If it was only five, can we justify their deaths by the need to kill 25 militants, as we claimed?
The "we" in these questions refer to we Americans. We enjoy a representative form of government, meaning decisions like waging war belong to all of us. And when we decide, or let our representatives decide on our behalf, to go to war, we share the responsibility that decision carries.
If our representatives go beyond serving our interests, that's our responsibility, as well.
The United Nations found "convincing evidence," according to an Associated Press report last week, that U.S. coalition troops and Afghan forces killed 90 civilians, including 60 children, in air strikes in western Afghanistan. American officials said we killed only 25 militants and five civilians.
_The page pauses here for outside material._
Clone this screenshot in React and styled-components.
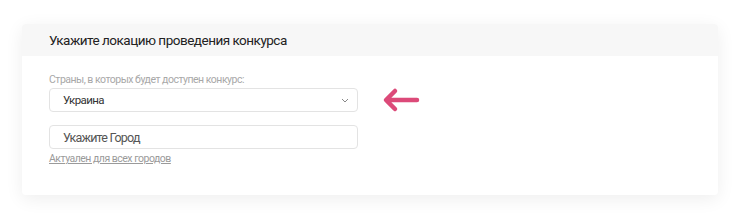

Another report from last week, this one from the New York Times, informed us three soldiers shot and killed four handcuffed and blindfolded Iraqi prisoners early last year, according to two of the soldiers.
Sgt. First Class Joseph P. Mayo, a platoon sergeant, and Sgt. Michael P. Leahy Jr., a senior medic and acting squad leader, said they killed the Iraqis as retribution for the deaths of two fellow soldiers, one by a sniper's bullet and the other in a roadside-bomb blast.
Mayo and Leahy are our soldiers. We deployed them overseas to carry out one of our national objectives, as defined by their commander-in-chief, our president. They are further proof that when we send our troops into horrible situations, horrible outcomes are possible.
The deaths of "only five" civilians seem almost acceptable when compared to 90, but we all know those five each had loved ones whose lives were ripped apart by their losses.
Through our commander-in-chief, we have been threatening Iran for several years, even as we fought the wars in Iraq and Afghanistan. We recently resumed tough talk aimed at Russia, and we have warships in both neighborhoods.
What mistakes will we make in coming weeks, months and years? What lapses of judgment will we suffer? What will their costs be, in the lives of our soldiers and of the fighters and civilians whose lands we occupy?
What will be the cost to that element within us - our humanity - which we perceive to be our highest good?